Visualizing the Destabilization of Carbon Intermediates on Pd Alloys: In Situ SERS Insights for Robust and Tunable Syngas Synthesis

Elucidating the “anti-poisoning” mechanism of palladium (Pd) alloy catalysts in the CO2 reduction reaction (CO2RR) has long been impeded by the lack of direct spectroscopic observation of surface intermediates. Herein, by engineering bifunctional Au@AgPd core–shell nanoreactors with a “borrowing SERS” strategy, we bypass the SERS-inactive limitation of Pd and successfully capture the dynamic evolution of key species. Crucially, in situ spectroscopic monitoring reveals a striking adsorption destabilization phenomenon: Ag doping dramatically weakens the binding affinity of carbon intermediates, thereby suppressing the accumulation of poisoning species (*COOH) on the Pd surface.
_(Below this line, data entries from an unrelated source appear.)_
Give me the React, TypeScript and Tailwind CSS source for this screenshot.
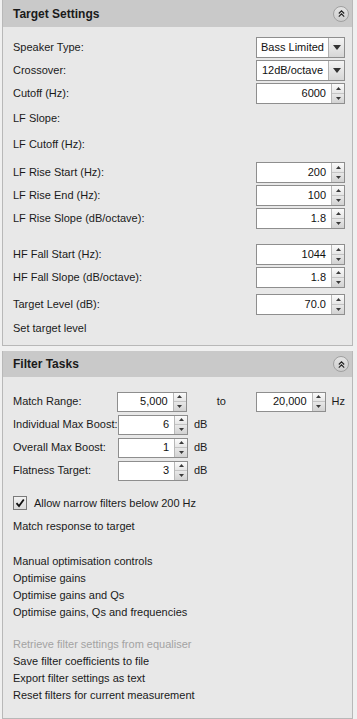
import React from "react";

const FONT = { fontFamily: '"Liberation Sans", Arial, sans-serif' };

function UpTri() {
  return (
    <svg width="5" height="3" viewBox="0 0 5 3" className="block">
      <path d="M0 3 L2.5 0 L5 3 Z" fill="#3a3a3a" />
    </svg>
  );
}
function DownTri() {
  return (
    <svg width="5" height="3" viewBox="0 0 5 3" className="block">
      <path d="M0 0 L5 0 L2.5 3 Z" fill="#3a3a3a" />
    </svg>
  );
}

function Spin({ value, wide }: { value: string; wide?: boolean }) {
  return (
    <div
      className={`flex border border-[#8e8e8e] bg-white ${
        wide ? "w-[89px] h-[21px]" : "w-[70px] h-[20px]"
      }`}
    >
      <div className="flex-1 flex items-center justify-end pr-[5px] text-[11px] text-[#111]">
        {value}
      </div>
      <div className="w-[13px] flex flex-col border-l border-[#b8b8b8]">
        <div className="flex-1 flex items-center justify-center bg-gradient-to-b from-[#fbfbfb] to-[#e6e6e6] border-b border-[#c4c4c4]">
          <UpTri />
        </div>
        <div className="flex-1 flex items-center justify-center bg-gradient-to-b from-[#e8e8e8] to-[#d2d2d2]">
          <DownTri />
        </div>
      </div>
    </div>
  );
}

function Combo({ value }: { value: string }) {
  return (
    <div className="flex w-[89px] h-[21px] border border-[#8e8e8e] bg-white">
      <div className="flex-1 flex items-center justify-center text-[11px] text-[#111]">
        {value}
      </div>
      <div className="w-[16px] flex items-center justify-center border-l border-[#b0b0b0] bg-gradient-to-b from-[#f4f4f4] to-[#d6d6d6]">
        <svg width="8" height="5" viewBox="0 0 8 5">
          <path d="M0 0 L8 0 L4 5 Z" fill="#333" />
        </svg>
      </div>
    </div>
  );
}

function Collapse() {
  return (
    <div className="w-[16px] h-[16px] rounded-full border border-[#a0a0a0] bg-gradient-to-b from-[#e4e4e4] to-[#cdcdcd] flex items-center justify-center">
      <svg width="9" height="9" viewBox="0 0 9 9">
        <path d="M1.8 4.5 L4.5 1.8 L7.2 4.5" fill="none" stroke="#222" strokeWidth="1.1" />
        <path d="M1.8 7.6 L4.5 4.9 L7.2 7.6" fill="none" stroke="#222" strokeWidth="1.1" />
      </svg>
    </div>
  );
}

function Header({ title, h }: { title: string; h: string }) {
  return (
    <div className={`${h} bg-[#c9c9c9] flex items-center justify-between pl-[10px] pr-[3px]`}>
      <span className="font-bold text-[12px] text-[#1a1a1a]">{title}</span>
      <Collapse />
    </div>
  );
}

function Row({ label, children }: { label: string; children?: React.ReactNode }) {
  return (
    <div className="h-[23px] flex items-center justify-between">
      <span>{label}</span>
      {children}
    </div>
  );
}

function TRow({ label, h }: { label: string; h: string }) {
  return <div className={`${h} flex items-center`}>{label}</div>;
}

function BoostRow({ label, value }: { label: string; value: string }) {
  return (
    <div className="h-[23px] flex items-center">
      <span className="w-[105px]">{label}</span>
      <Spin value={value} />
      <span className="ml-[6px]">dB</span>
    </div>
  );
}

export default function App() {
  return (
    <div className="w-[357px] h-[719px] bg-[#f0f0f0] text-[11px] text-[#1a1a1a]" style={FONT}>
      {/* Target Settings */}
      <div className="ml-[2px] w-[351px] border-x border-b border-[#b8b8b8] bg-[#e8e8e8]">
        <Header title="Target Settings" h="h-[27px]" />
        <div className="pl-[10px] pr-[7px] pt-[9px] pb-[4px]">
          <Row label="Speaker Type:">
            <Combo value="Bass Limited" />
          </Row>
          <Row label="Crossover:">
            <Combo value="12dB/octave" />
          </Row>
          <Row label="Cutoff (Hz):">
            <Spin value="6000" wide />
          </Row>
          <TRow label="LF Slope:" h="h-[27px]" />
          <TRow label="LF Cutoff (Hz):" h="h-[24px]" />
          <div className="h-[5px]" />
          <Row label="LF Rise Start (Hz):">
            <Spin value="200" wide />
          </Row>
          <Row label="LF Rise End (Hz):">
            <Spin value="100" wide />
          </Row>
          <Row label="LF Rise Slope (dB/octave):">
            <Spin value="1.8" wide />
          </Row>
          <div className="h-[13px]" />
          <Row label="HF Fall Start (Hz):">
            <Spin value="1044" wide />
          </Row>
          <Row label="HF Fall Slope (dB/octave):">
            <Spin value="1.8" wide />
          </Row>
          <div className="h-[4px]" />
          <Row label="Target Level (dB):">
            <Spin value="70.0" wide />
          </Row>
          <TRow label="Set target level" h="h-[25px]" />
        </div>
      </div>

      <div className="h-[5px]" />

      {/* Filter Tasks */}
      <div className="ml-[2px] w-[351px] border-x border-b border-[#b8b8b8] bg-[#e8e8e8]">
        <Header title="Filter Tasks" h="h-[26px]" />
        <div className="pl-[10px] pr-[7px] pt-[13px] pb-[14px]">
          <div className="h-[23px] flex items-center">
            <span className="w-[105px]">Match Range:</span>
            <Spin value="5,000" />
            <span className="w-[70px] text-center">to</span>
            <Spin value="20,000" />
            <span className="ml-[6px]">Hz</span>
          </div>
          <BoostRow label="Individual Max Boost:" value="6" />
          <BoostRow label="Overall Max Boost:" value="1" />
          <BoostRow label="Flatness Target:" value="3" />
          <div className="h-[10px]" />
          <div className="h-[22px] flex items-center">
            <div className="w-[14px] h-[14px] border border-[#7a7a7a] bg-gradient-to-b from-[#f2f2f2] to-[#dadada] flex items-center justify-center">
              <svg width="10" height="10" viewBox="0 0 10 10">
                <path d="M1.5 5.2 L4 8 L8.8 1.5" fill="none" stroke="#111" strokeWidth="1.8" />
              </svg>
            </div>
            <span className="ml-[7px]">Allow narrow filters below 200 Hz</span>
          </div>
          <TRow label="Match response to target" h="h-[24px]" />
          <div className="h-[15px]" />
          <TRow label="Manual optimisation controls" h="h-[17px]" />
          <TRow label="Optimise gains" h="h-[17px]" />
          <TRow label="Optimise gains and Qs" h="h-[17px]" />
          <TRow label="Optimise gains, Qs and frequencies" h="h-[17px]" />
          <div className="h-[15px]" />
          <div className="h-[17px] flex items-center text-[#a3a3a3]">
            Retrieve filter settings from equaliser
          </div>
          <TRow label="Save filter coefficients to file" h="h-[17px]" />
          <TRow label="Export filter settings as text" h="h-[17px]" />
          <TRow label="Reset filters for current measurement" h="h-[17px]" />
        </div>
      </div>
    </div>
  );
}
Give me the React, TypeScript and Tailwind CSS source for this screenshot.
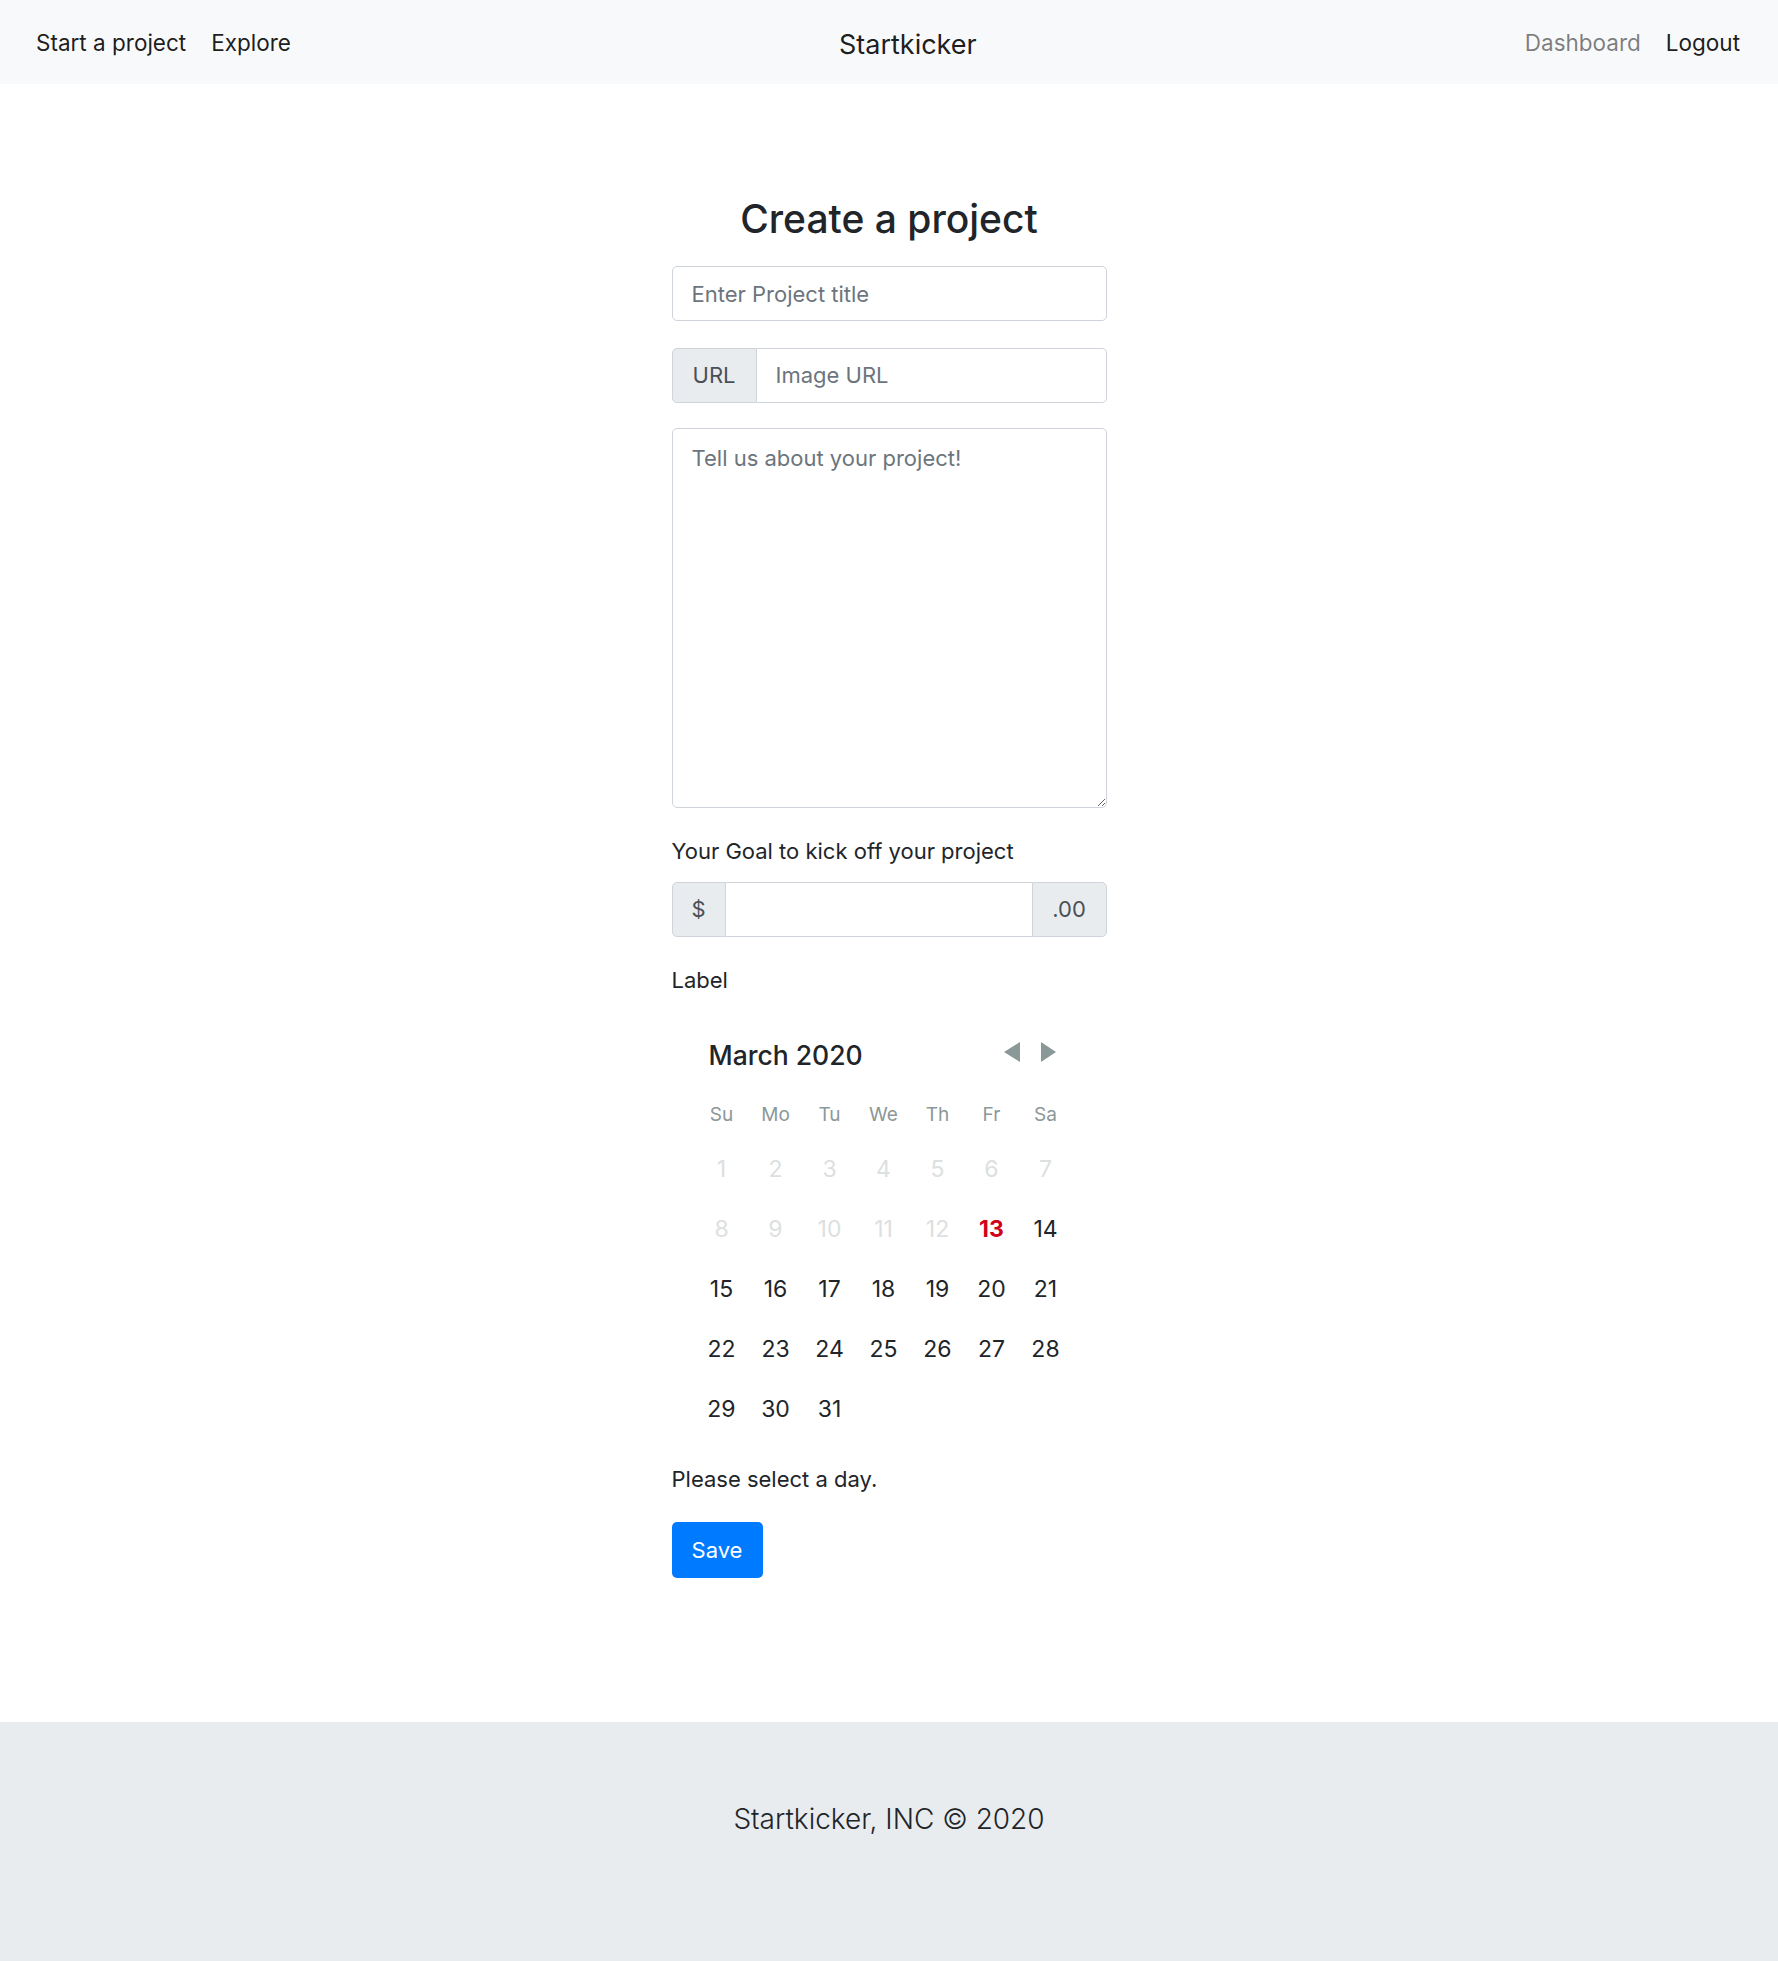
import React from 'react';

const weekdays = ['Su', 'Mo', 'Tu', 'We', 'Th', 'Fr', 'Sa'];

// March 2020 starts on a Sunday; days before the 13th are disabled
const weeks: number[][] = [
  [1, 2, 3, 4, 5, 6, 7],
  [8, 9, 10, 11, 12, 13, 14],
  [15, 16, 17, 18, 19, 20, 21],
  [22, 23, 24, 25, 26, 27, 28],
  [29, 30, 31],
];

const TODAY = 13;

function Navbar() {
  return (
    <nav className="h-[84px] bg-[#f8f9fa] flex items-center justify-between pl-[36px] pr-[38px] pt-[2px]">
      <div className="flex items-center gap-[25px] text-[22.5px] text-[rgba(0,0,0,0.9)]">
        <a href="#">Start a project</a>
        <a href="#">Explore</a>
      </div>
      <a href="#" className="mt-[5px] text-[27px] text-[rgba(0,0,0,0.9)]">Startkicker</a>
      <div className="flex items-center gap-[25px] text-[22.5px]">
        <a href="#" className="text-[rgba(0,0,0,0.5)]">Dashboard</a>
        <a href="#" className="text-[rgba(0,0,0,0.9)]">Logout</a>
      </div>
    </nav>
  );
}

function DayCell({ day }: { day: number }) {
  let color = 'text-[#212529]';
  if (day < TODAY) color = 'text-[#dce0e0]';
  if (day === TODAY) color = 'text-[#d0021b] font-bold';
  return (
    <div className={`h-[60px] flex items-center justify-center text-[23px] ${color}`}>{day}</div>
  );
}

function Calendar() {
  return (
    <div className="mt-[43px] ml-[23px] w-[378px]">
      <div className="h-[34px] flex items-center justify-between pl-[14px] pr-[17px]">
        <div className="mt-[2px] text-[26.5px] font-medium text-[#212529]">March 2020</div>
        <div className="flex items-center gap-[21px] -mt-[6px]">
          <button aria-label="Previous month">
            <svg width="16" height="20" viewBox="0 0 16 20">
              <polygon points="16,0 16,20 0,10" fill="#8b9898" />
            </svg>
          </button>
          <button aria-label="Next month">
            <svg width="15" height="20" viewBox="0 0 15 20">
              <polygon points="0,0 0,20 15,10" fill="#8b9898" />
            </svg>
          </button>
        </div>
      </div>
      <div className="mt-[23px] grid grid-cols-7 h-[40px] items-center">
        {weekdays.map(w => (
          <div key={w} className="text-center text-[19px] text-[#8b9898]">{w}</div>
        ))}
      </div>
      <div className="mt-[4px]">
        {weeks.map((week, i) => (
          <div key={i} className="grid grid-cols-7">
            {week.map(d => <DayCell key={d} day={d} />)}
          </div>
        ))}
      </div>
    </div>
  );
}

export default function App() {
  return (
    <div className="min-h-[1961px] flex flex-col bg-white text-[#212529]" style={{ fontFamily: 'Inter, "Noto Sans", sans-serif' }}>
      <Navbar />

      <main className="flex-1 w-[435px] mx-auto pt-[112px]">
        <h1 className="text-[39px] leading-[46px] font-medium text-center">Create a project</h1>

        <input
          type="text"
          placeholder="Enter Project title"
          className="mt-[24px] block w-full h-[55px] px-[19px] text-[22px] border border-[#ced4da] rounded-[5px] placeholder-[#6c757d] text-[#495057] outline-none"
        />

        <div className="mt-[27px] flex h-[55px]">
          <span className="w-[85px] flex items-center justify-center text-[22px] text-[#495057] bg-[#e9ecef] border border-[#ced4da] rounded-l-[5px]">
            URL
          </span>
          <input
            type="text"
            placeholder="Image URL"
            className="flex-1 min-w-0 px-[19px] text-[22px] border border-l-0 border-[#ced4da] rounded-r-[5px] placeholder-[#6c757d] text-[#495057] outline-none"
          />
        </div>

        <textarea
          placeholder="Tell us about your project!"
          className="mt-[25px] block w-full h-[380px] px-[19px] pt-[13px] text-[22px] leading-[33px] border border-[#ced4da] rounded-[5px] placeholder-[#6c757d] text-[#495057] outline-none"
        />

        <label className="mt-[28px] block text-[22px] leading-[30px]">Your Goal to kick off your project</label>

        <div className="mt-[16px] flex h-[55px]">
          <span className="w-[54px] flex items-center justify-center text-[22px] text-[#495057] bg-[#e9ecef] border border-[#ced4da] rounded-l-[5px]">
            $
          </span>
          <input
            type="text"
            className="flex-1 min-w-0 px-[19px] text-[22px] border-y border-[#ced4da] text-[#495057] outline-none"
          />
          <span className="w-[75px] flex items-center justify-center text-[22px] text-[#495057] bg-[#e9ecef] border border-[#ced4da] rounded-r-[5px]">
            .00
          </span>
        </div>

        <div className="mt-[28px] text-[22px] leading-[30px]">Label</div>

        <Calendar />

        <p className="mt-[25px] text-[22px] leading-[30px]">Please select a day.</p>

        <button className="mt-[28px] w-[91px] h-[56px] bg-[#007bff] text-white text-[22px] rounded-[5px]">
          Save
        </button>
      </main>

      <footer className="mt-[143px] h-[239px] bg-[#e9ecef] pt-[77px] text-center">
        <p className="text-[28px] leading-[40px] font-light text-[#212529]">Startkicker, INC © 2020</p>
      </footer>
    </div>
  );
}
Corroborated by density functional theory and density of states analysis, this effect is attributed to the downward shift of the Pd d-band center, which modulates the adsorption strength of carbon species to a moderate range. Guided by this molecular-level insight, the optimized catalyst achieves precise synthesis of syngas with widely tunable H2/CO ratios (4.04–0.24) and exceptional stability (>60 h), providing a robust paradigm for rationally designing CO-tolerant catalysts.